Antes de que Lucía y Rosa se marcharan para comenzar sus clases, me convencieron para entrar en mi casa y superar aquel momento. Yo acepté, prefería hacerlo mientras ellas estuvieran conmigo.
Caminaba lenta, cogida del brazo de Rosa, con la cabeza gacha y arrastrando los pies. Me pesaba todo el cuerpo. Nos paramos. Alcé la vista y mis ojos se encontraron con la puerta de aquella monumental casa pintada de blanco. Subí la escalera que estaba cubierta por un pequeño tejado sostenido por dos ­columnas. Mi madre introdujo la llave en la cerradura y la puerta se abrió, entonces retrocedí y un miedo espantoso se hizo dueño de mí. Rosa me cogió la mano fuerte y arropada por las demás fui dando un paso tras otro; en realidad, no quería hacerlo, por mí jamás hubiera vuelto allí, pero no me quedaba más remedio.
La casa estaba oscura a pesar de que el sol brillaba fuera. Tuve una sensación extraña, era como si no reconociese nada de aquel lugar, como si mi mente hubiera reprimido todo lo
que sentía y lo hubiera encerrado en un baúl tirando la llave al mar. Sentía que aquella casa ya no era la mía y eso dolía. De pronto, me encontré en el salón, en medio de la nada, rozando la forma de los muebles con las yemas de mis manos, suavemente, sintiendo cada milímetro de su superficie, haciéndolos míos otra vez porque aquella textura, el espacio que ocupaba cada objeto era extraño para mí. Me di cuenta de que todo lo que había allí estaba muerto.

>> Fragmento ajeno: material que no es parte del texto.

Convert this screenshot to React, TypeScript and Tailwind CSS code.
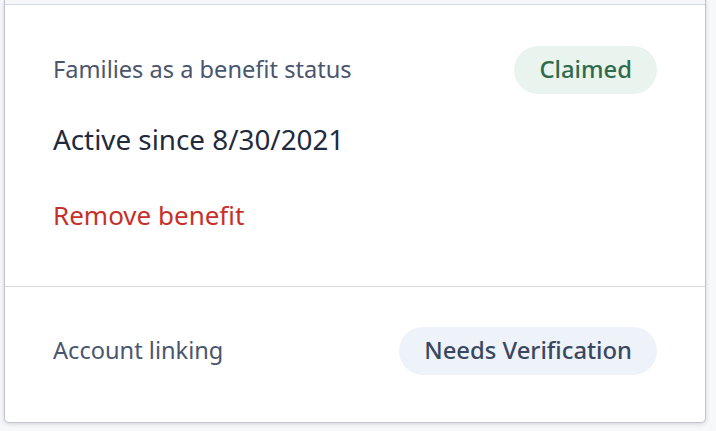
export default function App() {
  return (
    <div className="w-[716px] h-[431px] bg-[#f7f8fa] overflow-hidden" style={{ fontFamily: '"Noto Sans", "Open Sans", sans-serif' }}>
      <div className="ml-[4px] w-[702px] bg-white border-x border-b border-[#bfc4cd] rounded-b-[5px] shadow-[0_1px_4px_rgba(60,70,90,0.2)]">
        <div className="h-[5px] bg-[#f6f7f9] border-b border-[#d3d7de]" />
        <div className="px-12 pt-[41px] pb-[54px] border-b border-[#d3d7de]">
          <div className="flex items-center justify-between h-12">
            <span className="text-[23.6px] text-[#4a566e]">Families as a benefit status</span>
            <span className="h-12 px-[25px] flex items-center rounded-full bg-[#e9f4ee] text-[#2f6b4b] text-[23.8px] font-medium">Claimed</span>
          </div>
          <div className="mt-[27px] h-9 leading-9 text-[27.8px] text-[#1f2a3d]">Active since 8/30/2021</div>
          <div className="mt-[41px] h-[34px] leading-[34px] text-[26px] text-[#c7302a]">Remove benefit</div>
        </div>
        <div className="px-12 pt-[40px] pb-[47px]">
          <div className="flex items-center justify-between h-12">
            <span className="text-[23.6px] text-[#4a566e]">Account linking</span>
            <span className="h-12 px-[25px] flex items-center rounded-full bg-[#edf3f9] text-[#3a4760] text-[23.8px] font-medium">Needs Verification</span>
          </div>
        </div>
      </div>
    </div>
  );
}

Subí las escaleras, consciente de cómo mis pies se apoyaban en cada escalón, en cómo la palma de mi mano se aferraba a la barandilla de madera. Me planté delante del cuarto de mis padres y me quedé mirando la puerta; no sentía mi respiración, pero escuchaba los latidos de mi corazón retumbar en mi cabeza. No pude más, demasiada tensión. Salí corriendo escaleras abajo con los ojos empapados en lágrimas. Cuando llegué a la calle inspiré una bocanada de aire fresco. Me estaba ahogando y no paraba de sollozar.
Después de aquello acudiría a mi primera cita con un psicólogo. Mi estado no era el más adecuado y no me dijo nada que no supiera ya. Pero cómo no iba a estar enferma cuando había perdido una parte de mi existencia y, lo que era peor, había visto aquel accidente y no había sabido cómo interpretarlo. Cómo iba a tener en cuenta algo que no significaba absolutamente nada para mí, algo que era un simple sueño.
Como era lógico, no comenté nada de este asunto a la doctora. No sabía ni cómo empezar y, seguramente, me habrían encerrado en una celda y atiborrado de pastillas o enchufado miles de cables por todo el cuerpo, así que me juré a mí misma que, de momento, no hablaría de aquello con nadie.